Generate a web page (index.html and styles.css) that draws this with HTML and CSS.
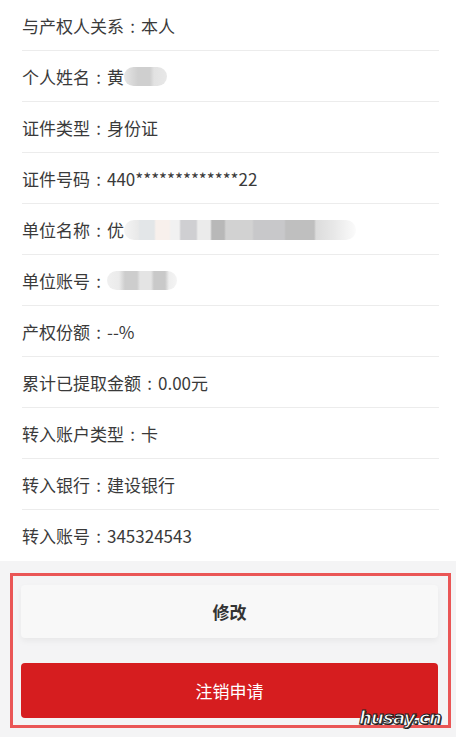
FILE: index.html
```html
<!DOCTYPE html>
<html lang="zh-CN">
<head>
<meta charset="utf-8">
<title>注销申请</title>
<link rel="stylesheet" href="styles.css">
</head>
<body>
<div class="page">
  <ul class="info">
    <li class="row">与产权人关系<span class="colon">:</span>本人</li>
    <li class="row">个人姓名<span class="colon">:</span>黄<span class="mask mask-name"></span></li>
    <li class="row">证件类型<span class="colon">:</span>身份证</li>
    <li class="row">证件号码<span class="colon">:</span>440*************22</li>
    <li class="row">单位名称<span class="colon">:</span>优<span class="mask mask-org"></span></li>
    <li class="row">单位账号<span class="colon">:</span><span class="mask mask-acct"></span></li>
    <li class="row">产权份额<span class="colon">:</span>--%</li>
    <li class="row">累计已提取金额<span class="colon">:</span>0.00元</li>
    <li class="row">转入账户类型<span class="colon">:</span>卡</li>
    <li class="row">转入银行<span class="colon">:</span>建设银行</li>
    <li class="row">转入账号<span class="colon">:</span>345324543</li>
  </ul>
  <div class="actions">
    <button class="btn btn-edit">修改</button>
    <button class="btn btn-cancel">注销申请</button>
  </div>
  <div class="annot"></div>
  <div class="watermark">husay.cn</div>
</div>
</body>
</html>
```

FILE: styles.css
```css
* { box-sizing: border-box; }
html, body {
  margin: 0;
  padding: 0;
  background: #ffffff;
}
body {
  font-family: "Noto Sans CJK SC", "Noto Sans", sans-serif;
  color: #3a3a3a;
}
.page {
  position: relative;
  width: 456px;
  height: 737px;
  overflow: hidden;
  display: flex;
  flex-direction: column;
}
.info {
  list-style: none;
  margin: 0 17px 0 22px;
  padding: 0;
}
.row {
  height: 51px;
  border-bottom: 1px solid #ececec;
  display: flex;
  align-items: center;
  font-size: 17px;
  line-height: 20px;
  padding-top: 1px;
  color: #3a3a3a;
  white-space: nowrap;
}
.row:last-child {
  border-bottom-color: #ffffff;
}
.colon {
  display: inline-block;
  width: 17px;
  text-align: center;
}
.mask {
  display: inline-block;
  height: 19px;
  border-radius: 10px;
  filter: blur(0.6px);
}
.mask-name {
  width: 43px;
  background: linear-gradient(90deg, #e6e6e6 0, #cfcfcf 14px, #cfcfcf 26px, #e2e2e2 30px, #e8e8e8 100%);
}
.mask-org {
  width: 232px;
  height: 20px;
  background: linear-gradient(90deg,
    #f4f4f4 0, #e9e9e9 14px, #e3e6e8 16px, #e3e6e8 30px,
    #f8f0ec 32px, #f8f0ec 45px, #f1f1f1 47px, #f1f1f1 55px,
    #cfcfd2 57px, #cfcfd2 72px, #ebebeb 74px, #ebebeb 86px,
    #b8b8b8 88px, #b8b8b8 100px, #d2d2d2 102px, #d2d2d2 128px,
    #c8c8ca 130px, #c8c8ca 160px, #bfbfbf 162px, #bfbfbf 190px,
    #dcdcdc 192px, #e8e8e8 210px, #f5f5f5 225px, #fbfbfb 100%);
}
.mask-acct {
  width: 70px;
  background: linear-gradient(90deg,
    #f0f0f0 0, #ebebeb 12px, #cdcdcd 18px, #cdcdcd 30px,
    #e4e4e4 33px, #e4e4e4 44px, #c9c9c9 47px, #c9c9c9 58px,
    #eeeeee 62px, #f4f4f4 100%);
}
.actions {
  flex: 1;
  background: #f4f4f5;
  padding: 24px 18px 0 21px;
  display: flex;
  flex-direction: column;
  gap: 25px;
}
.btn {
  width: 100%;
  border: none;
  border-radius: 4px;
  font-family: "Noto Sans CJK SC", "Noto Sans", sans-serif;
  font-size: 17px;
  cursor: pointer;
}
.btn-edit {
  height: 53px;
  background: #f8f8f8;
  color: #333333;
  font-weight: bold;
  box-shadow: 0 3px 6px rgba(0, 0, 0, 0.05);
}
.btn-cancel {
  height: 55px;
  background: #d61d1f;
  color: #ffffff;
}
.annot {
  position: absolute;
  left: 10px;
  top: 573px;
  width: 441px;
  height: 155px;
  border: 3px solid rgba(232, 58, 58, 0.85);
  pointer-events: none;
}
.watermark {
  position: absolute;
  right: 15px;
  top: 707px;
  font-family: "DejaVu Sans", sans-serif;
  font-weight: bold;
  font-style: italic;
  font-size: 18px;
  letter-spacing: -0.8px;
  color: #ffffff;
  -webkit-text-stroke: 1px #222222;
  text-shadow: 1px 1px 0 #222222;
}
```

....

THE REQUEST:
Filter the listing above by the word "styles"; copy each line that passes.

SOLUTION:
Generate a web page (index.html and styles.css) that draws this with HTML and CSS.
<link rel="stylesheet" href="styles.css">
FILE: styles.css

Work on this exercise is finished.